Krugman of course has the obligatory real GDP per capita graph (surprise: it’s still well below pre-crisis levels):

(source: http://graphics8.nytimes.com/images/2014/01/13/opinion/011314krugman3/011314krugman3-blog480.png)

However, it’s worth noting that Ireland isn’t doing well (arguably much worse, actually), on another front. Unemployment is still in the double digits:

(source: http://alfred.stlouisfed.org/alfredgraph.png?g=qVZ)

At the same time, employment is still down, down, down:

(source: http://alfred.stlouisfed.org/alfredgraph.png?g=qVY)

That’s more than 12.5% unemployment! And the US are complaining about a disappointing job market. Sure, there’s a decline in unemployment showing up in the recent data (note though that these will be revised, so we won’t know the true extent of this upturn – if indeed it is one – for a while). But even with that in mind, look at the employment to population ratio. That still leaves about 30% of the prime-age working population – those aged 25-54 – out of the labor force! That’s 8 percentage points below the pre-crisis level, so about 10% shy of where Ireland was before the financial crisis struck.

So looking at fundamentals, Ireland really isn’t doing that well at all, despite a small upturn. Government debt and deficits as a percentage of GDP were also not looking at all like what austerity advocates would have predicted throughout this crisis. And all this despite Ireland’s best efforts to save, save, save!

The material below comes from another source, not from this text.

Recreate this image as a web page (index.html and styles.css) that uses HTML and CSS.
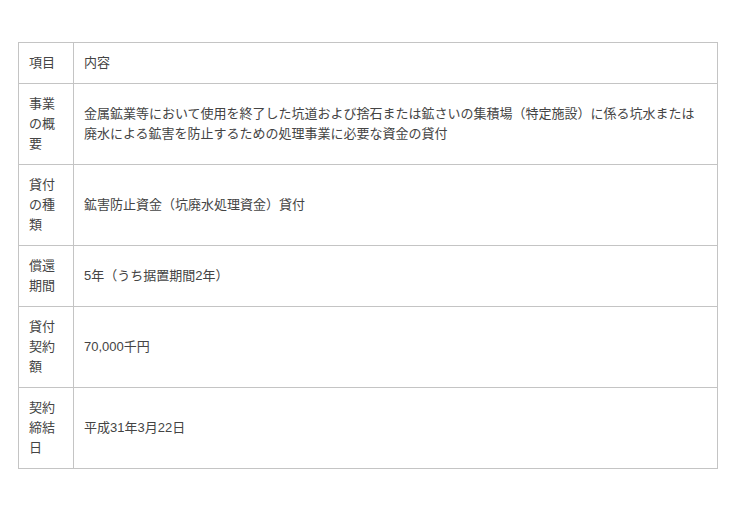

We may have to wait for revised data to render a final judgement on this chapter of misguided economic policy. But hailing Ireland as some sort of example for how to save yourself from a recession by, well, saving more is certainly missing the point by a mile. And it’s quite telling that after all their efforts to reduce debt in order to restore investor’s confidence/save themselves from the deadly 90%/whatever other mechanism was supposed to make this flawed policy work, this is what the head of Ireland’s central bank has to say about the legacy of the crisis and its impact on the country’s future:

The accumulation of debt, public and private, will continue to weigh on growth prospects in a variety of ways.